- _EXCERPTED RECORDS_
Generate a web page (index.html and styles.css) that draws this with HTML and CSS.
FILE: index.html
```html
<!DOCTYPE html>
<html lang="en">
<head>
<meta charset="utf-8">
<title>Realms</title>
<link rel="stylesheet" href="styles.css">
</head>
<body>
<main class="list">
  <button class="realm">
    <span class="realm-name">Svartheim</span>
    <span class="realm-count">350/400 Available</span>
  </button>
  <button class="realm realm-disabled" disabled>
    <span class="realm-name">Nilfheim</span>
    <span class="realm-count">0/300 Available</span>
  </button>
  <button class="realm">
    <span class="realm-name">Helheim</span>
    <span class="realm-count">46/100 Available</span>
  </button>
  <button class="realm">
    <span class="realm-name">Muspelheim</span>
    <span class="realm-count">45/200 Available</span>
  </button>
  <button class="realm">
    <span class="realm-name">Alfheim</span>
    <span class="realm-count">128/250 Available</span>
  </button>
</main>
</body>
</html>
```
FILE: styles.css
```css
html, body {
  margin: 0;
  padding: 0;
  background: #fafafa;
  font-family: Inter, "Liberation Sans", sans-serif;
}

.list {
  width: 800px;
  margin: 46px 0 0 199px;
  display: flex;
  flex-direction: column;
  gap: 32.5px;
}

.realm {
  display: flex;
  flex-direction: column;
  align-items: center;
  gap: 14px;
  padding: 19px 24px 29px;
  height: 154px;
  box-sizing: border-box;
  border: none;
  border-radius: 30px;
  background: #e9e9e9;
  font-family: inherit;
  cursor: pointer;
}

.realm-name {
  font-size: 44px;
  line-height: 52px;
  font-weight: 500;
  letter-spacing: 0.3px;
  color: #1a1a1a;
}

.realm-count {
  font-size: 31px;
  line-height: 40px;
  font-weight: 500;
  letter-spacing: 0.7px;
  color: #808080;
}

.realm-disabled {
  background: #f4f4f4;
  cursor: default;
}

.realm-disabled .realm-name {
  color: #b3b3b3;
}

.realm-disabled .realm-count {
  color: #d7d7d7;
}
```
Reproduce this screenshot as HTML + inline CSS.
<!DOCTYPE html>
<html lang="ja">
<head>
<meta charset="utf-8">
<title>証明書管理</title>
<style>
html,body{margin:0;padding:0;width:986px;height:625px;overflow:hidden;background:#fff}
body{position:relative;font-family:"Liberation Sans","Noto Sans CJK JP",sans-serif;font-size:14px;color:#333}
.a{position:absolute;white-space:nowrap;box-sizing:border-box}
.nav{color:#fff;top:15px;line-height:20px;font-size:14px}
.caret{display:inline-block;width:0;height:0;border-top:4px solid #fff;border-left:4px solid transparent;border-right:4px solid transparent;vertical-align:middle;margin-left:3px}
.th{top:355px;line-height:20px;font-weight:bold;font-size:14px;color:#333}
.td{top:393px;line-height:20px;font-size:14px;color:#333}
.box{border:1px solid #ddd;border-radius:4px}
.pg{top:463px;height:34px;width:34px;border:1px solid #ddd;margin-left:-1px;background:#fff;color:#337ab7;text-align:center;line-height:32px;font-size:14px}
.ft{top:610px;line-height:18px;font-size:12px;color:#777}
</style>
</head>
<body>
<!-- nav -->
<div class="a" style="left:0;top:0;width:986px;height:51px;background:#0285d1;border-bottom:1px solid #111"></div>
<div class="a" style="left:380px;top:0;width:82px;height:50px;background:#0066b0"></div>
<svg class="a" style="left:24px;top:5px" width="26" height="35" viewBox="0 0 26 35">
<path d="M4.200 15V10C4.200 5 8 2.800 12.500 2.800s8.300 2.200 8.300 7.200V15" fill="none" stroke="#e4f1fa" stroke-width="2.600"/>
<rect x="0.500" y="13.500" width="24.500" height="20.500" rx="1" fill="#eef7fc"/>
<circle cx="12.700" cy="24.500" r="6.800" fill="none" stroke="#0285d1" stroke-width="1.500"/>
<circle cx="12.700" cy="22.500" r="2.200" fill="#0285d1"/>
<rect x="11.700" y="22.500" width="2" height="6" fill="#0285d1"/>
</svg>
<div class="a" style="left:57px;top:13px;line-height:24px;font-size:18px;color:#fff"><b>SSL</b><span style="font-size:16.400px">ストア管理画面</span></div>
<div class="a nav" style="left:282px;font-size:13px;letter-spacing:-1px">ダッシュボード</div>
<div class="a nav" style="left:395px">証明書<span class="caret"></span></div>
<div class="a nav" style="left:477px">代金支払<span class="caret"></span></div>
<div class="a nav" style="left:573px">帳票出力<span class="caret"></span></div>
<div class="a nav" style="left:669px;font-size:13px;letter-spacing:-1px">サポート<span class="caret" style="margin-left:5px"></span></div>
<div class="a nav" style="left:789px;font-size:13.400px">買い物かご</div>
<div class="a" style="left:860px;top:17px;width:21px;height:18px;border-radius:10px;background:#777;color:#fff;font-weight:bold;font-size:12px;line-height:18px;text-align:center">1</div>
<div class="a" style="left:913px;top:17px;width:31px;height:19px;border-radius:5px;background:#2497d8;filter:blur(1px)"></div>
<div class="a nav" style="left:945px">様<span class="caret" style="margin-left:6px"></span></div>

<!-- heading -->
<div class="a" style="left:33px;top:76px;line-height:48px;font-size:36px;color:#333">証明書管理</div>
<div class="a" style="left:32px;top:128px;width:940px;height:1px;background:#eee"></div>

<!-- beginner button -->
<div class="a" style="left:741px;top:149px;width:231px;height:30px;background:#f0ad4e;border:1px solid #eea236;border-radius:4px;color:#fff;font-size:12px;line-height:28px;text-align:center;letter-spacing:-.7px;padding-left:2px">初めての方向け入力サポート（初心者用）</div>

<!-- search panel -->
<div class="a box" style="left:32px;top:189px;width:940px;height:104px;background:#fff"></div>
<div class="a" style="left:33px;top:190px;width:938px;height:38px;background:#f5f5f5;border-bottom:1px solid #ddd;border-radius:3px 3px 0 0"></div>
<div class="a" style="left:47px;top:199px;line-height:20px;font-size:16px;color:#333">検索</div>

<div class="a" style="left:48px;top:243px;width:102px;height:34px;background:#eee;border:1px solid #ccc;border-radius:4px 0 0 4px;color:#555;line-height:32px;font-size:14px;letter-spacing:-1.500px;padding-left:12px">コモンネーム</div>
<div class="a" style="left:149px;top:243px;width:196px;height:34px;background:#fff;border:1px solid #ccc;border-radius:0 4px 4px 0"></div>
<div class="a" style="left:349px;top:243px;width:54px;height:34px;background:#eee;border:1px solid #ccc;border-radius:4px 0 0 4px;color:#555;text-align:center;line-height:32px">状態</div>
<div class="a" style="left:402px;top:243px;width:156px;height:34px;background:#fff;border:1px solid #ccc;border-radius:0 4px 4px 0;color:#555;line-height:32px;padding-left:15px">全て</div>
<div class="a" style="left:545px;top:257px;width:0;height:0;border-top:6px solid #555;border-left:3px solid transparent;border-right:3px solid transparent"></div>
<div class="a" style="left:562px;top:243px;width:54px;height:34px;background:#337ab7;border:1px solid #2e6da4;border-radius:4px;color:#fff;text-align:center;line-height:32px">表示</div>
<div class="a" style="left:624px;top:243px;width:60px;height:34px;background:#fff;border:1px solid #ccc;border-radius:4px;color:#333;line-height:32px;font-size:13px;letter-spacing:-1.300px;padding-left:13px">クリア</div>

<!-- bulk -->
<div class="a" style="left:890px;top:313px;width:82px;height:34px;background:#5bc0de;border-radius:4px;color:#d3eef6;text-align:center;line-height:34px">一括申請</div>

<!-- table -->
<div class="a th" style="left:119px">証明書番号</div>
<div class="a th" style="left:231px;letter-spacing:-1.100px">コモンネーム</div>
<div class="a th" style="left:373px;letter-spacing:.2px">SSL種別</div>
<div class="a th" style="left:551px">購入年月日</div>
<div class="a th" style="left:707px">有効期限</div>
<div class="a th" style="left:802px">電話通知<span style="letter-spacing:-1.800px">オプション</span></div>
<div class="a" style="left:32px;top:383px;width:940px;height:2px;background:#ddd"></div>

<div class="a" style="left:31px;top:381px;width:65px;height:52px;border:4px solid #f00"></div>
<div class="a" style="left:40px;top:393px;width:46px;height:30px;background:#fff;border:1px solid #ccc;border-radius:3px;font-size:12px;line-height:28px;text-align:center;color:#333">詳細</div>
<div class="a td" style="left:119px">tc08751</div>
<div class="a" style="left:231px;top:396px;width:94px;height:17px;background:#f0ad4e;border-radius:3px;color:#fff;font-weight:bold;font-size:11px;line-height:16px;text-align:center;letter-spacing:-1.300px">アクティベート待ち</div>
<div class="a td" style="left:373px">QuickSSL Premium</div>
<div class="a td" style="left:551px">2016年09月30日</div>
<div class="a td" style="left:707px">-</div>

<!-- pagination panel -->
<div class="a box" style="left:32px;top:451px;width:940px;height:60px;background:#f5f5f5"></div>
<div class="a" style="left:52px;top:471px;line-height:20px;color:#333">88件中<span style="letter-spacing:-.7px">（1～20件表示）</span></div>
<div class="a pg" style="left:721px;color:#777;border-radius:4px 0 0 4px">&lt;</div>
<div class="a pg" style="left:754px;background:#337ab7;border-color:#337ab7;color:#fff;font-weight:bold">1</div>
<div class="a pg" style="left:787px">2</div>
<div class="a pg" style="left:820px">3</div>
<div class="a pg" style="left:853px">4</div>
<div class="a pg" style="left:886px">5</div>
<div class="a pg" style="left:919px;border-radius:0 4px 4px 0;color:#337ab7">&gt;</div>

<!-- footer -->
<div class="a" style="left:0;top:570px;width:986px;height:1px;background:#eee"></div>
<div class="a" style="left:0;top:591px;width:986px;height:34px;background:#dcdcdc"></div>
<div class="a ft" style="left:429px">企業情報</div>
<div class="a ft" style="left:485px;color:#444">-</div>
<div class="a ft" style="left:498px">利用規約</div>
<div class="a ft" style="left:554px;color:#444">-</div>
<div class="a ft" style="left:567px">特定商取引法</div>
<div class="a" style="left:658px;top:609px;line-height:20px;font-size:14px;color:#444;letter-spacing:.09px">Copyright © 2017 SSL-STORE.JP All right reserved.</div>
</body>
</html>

- _TASK BRIEF_
Copy each line of the records containing the string "styles".

- _OUTPUT BELOW_
Generate a web page (index.html and styles.css) that draws this with HTML and CSS.
<link rel="stylesheet" href="styles.css">
FILE: styles.css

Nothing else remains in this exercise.